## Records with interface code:
(begin)

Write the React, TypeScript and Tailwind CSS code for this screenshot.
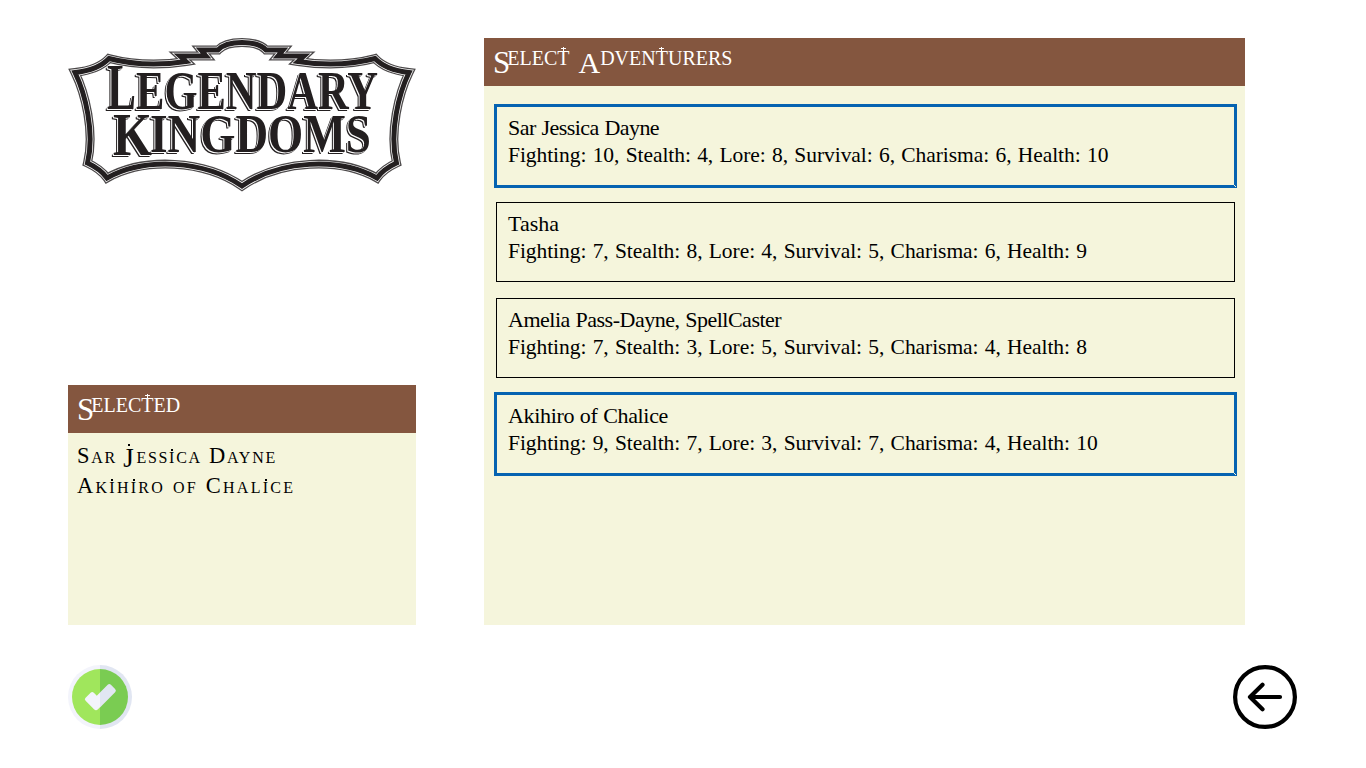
const adventurers = [
  { name: 'Sar Jessica Dayne', stats: [10, 4, 8, 6, 6, 10], selected: true, nameClass: 'tracking-[-0.55px] [word-spacing:0.8px]' },
  { name: 'Tasha', stats: [7, 8, 4, 5, 6, 9], selected: false, nameClass: 'tracking-[0px]' },
  { name: 'Amelia Pass-Dayne, SpellCaster', stats: [7, 3, 5, 5, 4, 8], selected: false, nameClass: 'tracking-[-0.5px] [word-spacing:0.8px]' },
  { name: 'Akihiro of Chalice', stats: [9, 7, 3, 7, 4, 10], selected: true, nameClass: 'tracking-[-0.33px] [word-spacing:0.5px]' },
];

const labels = ['Fighting', 'Stealth', 'Lore', 'Survival', 'Charisma', 'Health'];

const frame =
  'M242 42.5 C232 42.5 223 44.5 218 50 L201 50 L206 56 L180 56 L186 61.5 C160 65.5 132 64.5 109 58.5 C101 67 88 71 75 72.5 C85 93 95 132 87.5 163 C94 166 102 171 107 178 C145 157 204 160 242 186 C280 160 339 157 377 178 C382 171 390 166 396.5 163 C389 132 399 93 409 72.5 C396 71 383 67 375 58.5 C352 64.5 324 65.5 298 61.5 L304 56 L278 56 L283 50 L266 50 C261 44.5 252 42.5 242 42.5 Z';

function Logo() {
  return (
    <svg className="block h-[154px] w-[348px]" viewBox="68 38 348 154" overflow="visible" role="img" aria-label="Legendary Kingdoms">
      <g fill="none" strokeLinejoin="miter">
        <path d={frame} stroke="#4c494a" strokeWidth="9" />
        <path d={frame} stroke="#fff" strokeWidth="6.4" />
        <path d={frame} stroke="#231f20" strokeWidth="5" />
      </g>
      <g
        fontFamily="'Liberation Serif', serif"
        fontWeight="700"
        fill="#231f20"
        className="[filter:drop-shadow(-1px_1px_0_#fff)_drop-shadow(-1px_1px_0_#231f20)]"
      >
        <text x="107" y="109" fontSize="65" textLength="29" lengthAdjust="spacingAndGlyphs">L</text>
        <text x="136" y="109" fontSize="54" textLength="242" lengthAdjust="spacingAndGlyphs">EGENDARY</text>
        <text x="113" y="155" fontSize="62" textLength="39" lengthAdjust="spacingAndGlyphs">K</text>
        <text x="150" y="152" fontSize="55" textLength="221" lengthAdjust="spacingAndGlyphs">INGDOMS</text>
      </g>
    </svg>
  );
}

function Rest({ children }: { children: string }) {
  return (
    <span className="uppercase">
      {children.split('').map((c, i) =>
        c === 't' ? (
          <span key={i} className="relative before:absolute before:left-[5.5px] before:top-0 before:h-[5px] before:w-px before:bg-white after:absolute after:left-[3.5px] after:top-[1px] after:h-px after:w-[5px] after:bg-white">{c}</span>
        ) : (
          c
        ),
      )}
    </span>
  );
}

function Name({ children, className }: { children: string; className: string }) {
  return (
    <p className={className}>
      {children.split('').map((c, i) =>
        c === 'i' ? (
          <span key={i} className="relative after:absolute after:left-[2px] after:top-[6px] after:size-[2px] after:bg-black">{c}</span>
        ) : c === 'J' ? (
          <span key={i} className="relative -left-px top-[4px] text-[27px] leading-[20px] after:absolute after:left-[5px] after:top-px after:size-[2px] after:bg-black">{c}</span>
        ) : (
          c
        ),
      )}
    </p>
  );
}

export default function App() {
  return (
    <main className="flex h-[768px] w-[1366px] flex-col overflow-hidden bg-white pl-[68px] pr-[69px] pt-[38px] font-['Liberation_Serif',serif] text-black">
      <div className="flex h-[587px] gap-[68px]">
        <div className="flex w-[348px] flex-col justify-between">
          <Logo />
          <section className="h-[240px] bg-[#f5f5dc]">
            <h2 className="h-12 whitespace-nowrap bg-[#84563f] pl-[9px] text-[20px] leading-[40px] text-white">
              <span className="relative top-[8px] mr-[-3px] text-[31px] leading-[20px]">S</span>
              <Rest>elected</Rest>
            </h2>
            <div className="whitespace-nowrap pl-[9px] pt-[8px] text-[22.5px] leading-[30px] [font-variant-caps:small-caps]">
              <Name className="tracking-[1.7px]">Sar Jessica Dayne</Name>
              <Name className="tracking-[2.25px]">Akihiro of Chalice</Name>
            </div>
          </section>
        </div>
        <section className="w-[761px] bg-[#f5f5dc]">
          <h1 className="h-12 whitespace-nowrap bg-[#84563f] pl-[9px] text-[20px] leading-[40px] text-white">
            <span className="relative top-[8px] mr-[-3px] text-[31px] leading-[20px]">S</span>
            <Rest>elect</Rest>
            <span className="[word-spacing:4px]"> </span>
            <span className="relative top-[8px] text-[30px] leading-[20px]">A</span>
            <Rest>dventurers</Rest>
          </h1>
          <div className="flex flex-col gap-3 pl-[10px] pt-[18px]">
            {adventurers.map((a) => (
              <button
                key={a.name}
                className={`relative block h-[84px] w-[743px] whitespace-nowrap text-left text-[22px] leading-[27px] ${a.selected ? 'border-[3px] border-[#0563b1] pl-[11px]' : 'p-[2px]'}`}
              >
                <div className={a.selected ? 'h-full pt-[7px]' : 'h-full border border-black pl-[11px] pt-[7px]'}>
                  <p className={a.nameClass}>{a.name}</p>
                  <p className="pt-px tracking-[-0.06px] text-[21.5px] [word-spacing:1px]">{labels.map((label, i) => `${label}: ${a.stats[i]}`).join(', ')}</p>
                </div>
                {a.selected && <span className="absolute -bottom-px -right-px size-px bg-[#f5f5dc] shadow-[1px_1px_0_#f5f5dc]" />}
              </button>
            ))}
          </div>
        </section>
      </div>
      <div className="mt-10 flex justify-between">
        <button aria-label="Confirm">
          <svg className="block size-16" viewBox="0 0 64 64">
            <path d="M32 0a32 32 0 0 0 0 64z" fill="#f3f4fb" />
            <path d="M32 0a32 32 0 0 1 0 64z" fill="#e1e6f2" />
            <path d="M32 4a28 28 0 0 0 0 56z" fill="#a0e65c" />
            <path d="M32 4a28 28 0 0 1 0 56z" fill="#7acc52" />
            <path d="M32 27.5l-3.2 3.2-3-3q-1.6-1.6-3.2 0l-5 5q-1.6 1.5 0 3.1l8.4 8.5q2 2 4 0l2-2z" fill="#f3f4fb" />
            <path d="M32 27.5l7.7-7.7q1.6-1.6 3.2 0l4.2 4.2q1.7 1.7 0 3.3L32 42.4z" fill="#e1e6f2" />
          </svg>
        </button>
        <button aria-label="Back">
          <svg className="block size-16" viewBox="0 0 64 64" fill="none" stroke="#000" strokeWidth="4.2" strokeLinecap="round" strokeLinejoin="round">
            <circle cx="32" cy="32" r="29.9" />
            <path d="M47 32H17M29.5 19.7L17 32l12.5 12.3" />
          </svg>
        </button>
      </div>
    </main>
  );
}
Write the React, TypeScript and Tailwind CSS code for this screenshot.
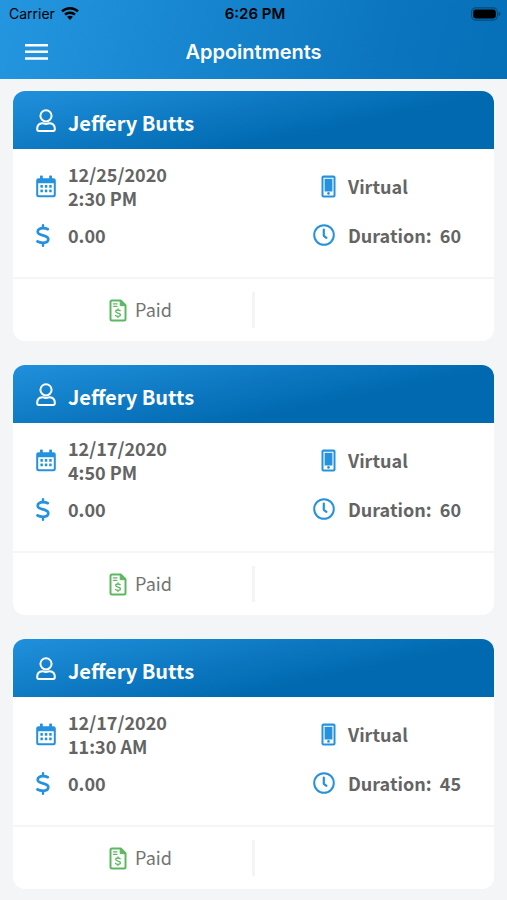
type Appointment = {
  id: number
  name: string
  date: string
  time: string
  price: string
  kind: string
  duration: number
}

const appointments: Appointment[] = [
  { id: 1, name: 'Jeffery Butts', date: '12/25/2020', time: '2:30 PM', price: '0.00', kind: 'Virtual', duration: 60 },
  { id: 2, name: 'Jeffery Butts', date: '12/17/2020', time: '4:50 PM', price: '0.00', kind: 'Virtual', duration: 60 },
  { id: 3, name: 'Jeffery Butts', date: '12/17/2020', time: '11:30 AM', price: '0.00', kind: 'Virtual', duration: 45 },
]

function WifiIcon() {
  return (
    <svg viewBox="0 0 18 14" className="w-[18px] h-[14px]" fill="currentColor">
      <path d="M9 0C5.600 0 2.500 1.300 0.200 3.500L1.900 5.300A10.200 10.200 0 0 1 16.100 5.300L17.800 3.500A12.600 12.600 0 0 0 9 0Z" />
      <path d="M9 4.500C6.800 4.500 4.800 5.300 3.200 6.700L4.900 8.500A6 6 0 0 1 13.100 8.500L14.800 6.700A8.600 8.600 0 0 0 9 4.500Z" />
      <path d="M9 8.700C7.900 8.700 6.900 9.100 6.100 9.800L9 13L11.900 9.800A4.400 4.400 0 0 0 9 8.700Z" />
    </svg>
  )
}

function BatteryIcon() {
  return (
    <svg viewBox="0 0 30 14" className="w-[30px] h-[14px]">
      <rect x="0.600" y="0.900" width="25.800" height="12.200" rx="4" fill="none" stroke="#000" strokeOpacity="0.350" strokeWidth="1.200" />
      <rect x="2.200" y="2.500" width="22.600" height="9" rx="2.400" fill="#000" />
      <path d="M27.600 4.800c1.200.4 1.800 1.200 1.800 2.200s-.6 1.800-1.800 2.200z" fill="#000" fillOpacity="0.400" />
    </svg>
  )
}

function UserIcon() {
  return (
    <svg viewBox="0 0 20 23" className="w-5 h-[23px] shrink-0" fill="none" stroke="currentColor" strokeWidth="2">
      <circle cx="10" cy="6.800" r="5.600" />
      <path d="M6.200 14.200C3.200 14.500 1.200 16.700 1.200 19.600V20.300C1.200 21.300 1.800 21.900 2.800 21.900H17.200C18.200 21.900 18.800 21.300 18.800 20.300V19.600C18.800 16.700 16.800 14.500 13.800 14.200C12.500 14.100 11.800 14.900 10 14.900C8.200 14.900 7.500 14.100 6.200 14.200Z" />
    </svg>
  )
}

function CalendarIcon() {
  return (
    <svg viewBox="0 0 20 23" className="w-5 h-[23px] shrink-0" fill="currentColor">
      <path d="M4 1.200Q4 .4 4.800.4H6Q6.800.4 6.800 1.200V3.200H13.200V1.200Q13.200.4 14 .4H15.200Q16 .4 16 1.200V3.200H17.500A2.300 2.300 0 0 1 19.800 5.500V20A2.300 2.300 0 0 1 17.500 22.300H2.500A2.300 2.300 0 0 1 .2 20V5.500A2.300 2.300 0 0 1 2.500 3.200H4ZM2.200 8.200V19.600Q2.200 20.300 2.900 20.300H17.100Q17.800 20.300 17.800 19.600V8.200Z" fillRule="evenodd" />
      {[10, 14.6].map(y => [4.4, 8.8, 13.2].map(x => <rect key={`${x}-${y}`} x={x} y={y} width="2.500" height="2.700" rx="0.500" />))}
    </svg>
  )
}

function DollarIcon() {
  return (
    <svg viewBox="0 0 14 23" className="w-[14px] h-[23px] shrink-0" fill="none" stroke="currentColor" strokeLinecap="round" strokeLinejoin="round">
      <path d="M7 1.200V4M7 19V21.800" strokeWidth="2.400" />
      <path d="M11.800 5.200C10.500 4.500 9 4.200 7 4.200C3.800 4.200 1.700 5.500 1.700 7.700C1.700 9.900 3.400 10.500 6.900 11.400C10.500 12.300 12.300 13 12.300 15.300C12.300 17.500 10.300 18.800 7 18.800C4.800 18.800 3 18.400 1.500 17.500" strokeWidth="2.700" />
    </svg>
  )
}

function PhoneIcon() {
  return (
    <svg viewBox="0 0 15 23" className="w-[15px] h-[23px]">
      <rect x="0.500" y="0.500" width="14" height="22" rx="2" fill="currentColor" />
      <path d="M2.500 2.800H12.500V20.500H2.500Z" fill="#fff" />
      <rect x="3.600" y="3.800" width="7.800" height="12.700" fill="currentColor" />
      <circle cx="7.500" cy="18.400" r="1.300" fill="currentColor" />
    </svg>
  )
}

function ClockIcon() {
  return (
    <svg viewBox="0 0 22 22" className="w-[22px] h-[22px]" fill="none" stroke="currentColor" strokeLinecap="round" strokeLinejoin="round">
      <circle cx="11" cy="11" r="9.800" strokeWidth="2" />
      <path d="M10.800 5.600V11.800L13.400 13.900" strokeWidth="2.200" />
    </svg>
  )
}

function InvoiceIcon() {
  return (
    <svg viewBox="0 0 18 23" className="w-[18px] h-[23px] text-[#5cb85f]" fill="none" stroke="currentColor" strokeLinecap="round" strokeLinejoin="round">
      <path d="M3 1.500H11.700L16.500 6.300V20Q16.500 21.500 15 21.500H3Q1.500 21.500 1.500 20V3Q1.500 1.500 3 1.500Z" strokeWidth="2" />
      <path d="M11.200 1.800V6.700H16.200Z" fill="currentColor" strokeWidth="1" />
      <path d="M4.500 4.900H8M4.500 7.300H8" strokeWidth="1.200" />
      <path d="M9 9.800V11M9 17.300V18.500M11.200 11.700C10.600 11.200 9.900 11 9 11C7.600 11 6.700 11.600 6.700 12.600C6.700 14.700 11.400 13.600 11.400 15.700C11.400 16.700 10.400 17.300 9 17.300C8 17.300 7.200 17.100 6.500 16.500" strokeWidth="1.300" />
    </svg>
  )
}

function AppointmentCard({ item }: { item: Appointment }) {
  return (
    <article className="overflow-hidden rounded-xl bg-white text-[#646464]">
      <header className="flex h-[58px] items-center gap-3 bg-[linear-gradient(168deg,#2190dc_0%,#0069b0_66%,#0069b0_100%)] px-[23px] text-white">
        <UserIcon />
        <h2 className="pt-1.5 text-xl leading-7 font-bold">{item.name}</h2>
      </header>

      {/* Details */}
      <div className="grid min-h-[130px] grid-cols-[1fr_158px] content-start gap-y-[13px] border-b-2 border-[#f4f5f6] px-[23px] pt-[13px] text-lg leading-6 font-bold">
        <div className="flex items-center gap-3">
          <span className="text-[#2492de]"><CalendarIcon /></span>
          <div>
            <div>{item.date}</div>
            <div>{item.time}</div>
          </div>
        </div>
        <div className="flex items-center gap-3">
          <span className="flex w-[23px] justify-end text-[#2492de]"><PhoneIcon /></span>
          <span>{item.kind}</span>
        </div>
        <div className="flex items-center gap-3">
          <span className="w-5 text-[#2492de]"><DollarIcon /></span>
          <span>{item.price}</span>
        </div>
        <div className="flex items-center gap-3">
          <span className="flex w-[23px] text-[#2492de]"><ClockIcon /></span>
          <span className="whitespace-pre">Duration:  {item.duration}</span>
        </div>
      </div>

      {/* Status */}
      <footer className="grid h-[62px] grid-cols-[1fr_3px_1fr] items-center">
        <div className="flex items-center justify-center gap-2 pl-4 text-lg leading-6 text-[#737373]">
          <InvoiceIcon />
          <span className="pb-0.5">Paid</span>
        </div>
        <div className="h-9 bg-[#f3f4f5]" />
      </footer>
    </article>
  )
}

export default function App() {
  return (
    <div className="min-h-screen bg-[#f3f5f7] font-['Noto_Sans_CJK_SC',sans-serif]">
      <div className="bg-[linear-gradient(105deg,#2496e0_0%,#0b76bf_75%,#0570b8_100%)] font-[Inter,sans-serif]">
        {/* Status bar */}
        <div className="grid h-[27px] grid-cols-3 items-center pr-1.5 pl-[9px] text-sm text-black">
          <div className="flex items-center gap-1.5">
            <span>Carrier</span>
            <WifiIcon />
          </div>
          <div className="text-center text-[15px] font-semibold">6:26 PM</div>
          <div className="flex justify-end"><BatteryIcon /></div>
        </div>

        <header className="grid h-[52px] grid-cols-[1fr_auto_1fr] items-center px-[25px] pb-0.5 text-white">
          <button type="button" aria-label="Menu" className="flex h-6 w-[23px] items-center">
            <svg viewBox="0 0 23 16" className="w-[23px] h-4" fill="currentColor">
              <path d="M0 0H23V2.500H0ZM0 6.600H23V9.100H0ZM0 13.200H23V15.700H0Z" />
            </svg>
          </button>
          <h1 className="text-xl leading-7 font-semibold">Appointments</h1>
        </header>
      </div>

      <main className="flex flex-col gap-6 px-[13px] py-3">
        {appointments.map(item => <AppointmentCard key={item.id} item={item} />)}
      </main>
    </div>
  )
}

(end)

## Description of the task:
Exactly and only the lines from the top of the records down to the line containing "242 42.5 Z';" should be transcribed, please, without the pictures.

## Solved problem:
Write the React, TypeScript and Tailwind CSS code for this screenshot.
const adventurers = [
  { name: 'Sar Jessica Dayne', stats: [10, 4, 8, 6, 6, 10], selected: true, nameClass: 'tracking-[-0.55px] [word-spacing:0.8px]' },
  { name: 'Tasha', stats: [7, 8, 4, 5, 6, 9], selected: false, nameClass: 'tracking-[0px]' },
  { name: 'Amelia Pass-Dayne, SpellCaster', stats: [7, 3, 5, 5, 4, 8], selected: false, nameClass: 'tracking-[-0.5px] [word-spacing:0.8px]' },
  { name: 'Akihiro of Chalice', stats: [9, 7, 3, 7, 4, 10], selected: true, nameClass: 'tracking-[-0.33px] [word-spacing:0.5px]' },
];

const labels = ['Fighting', 'Stealth', 'Lore', 'Survival', 'Charisma', 'Health'];

const frame =
  'M242 42.5 C232 42.5 223 44.5 218 50 L201 50 L206 56 L180 56 L186 61.5 C160 65.5 132 64.5 109 58.5 C101 67 88 71 75 72.5 C85 93 95 132 87.5 163 C94 166 102 171 107 178 C145 157 204 160 242 186 C280 160 339 157 377 178 C382 171 390 166 396.5 163 C389 132 399 93 409 72.5 C396 71 383 67 375 58.5 C352 64.5 324 65.5 298 61.5 L304 56 L278 56 L283 50 L266 50 C261 44.5 252 42.5 242 42.5 Z';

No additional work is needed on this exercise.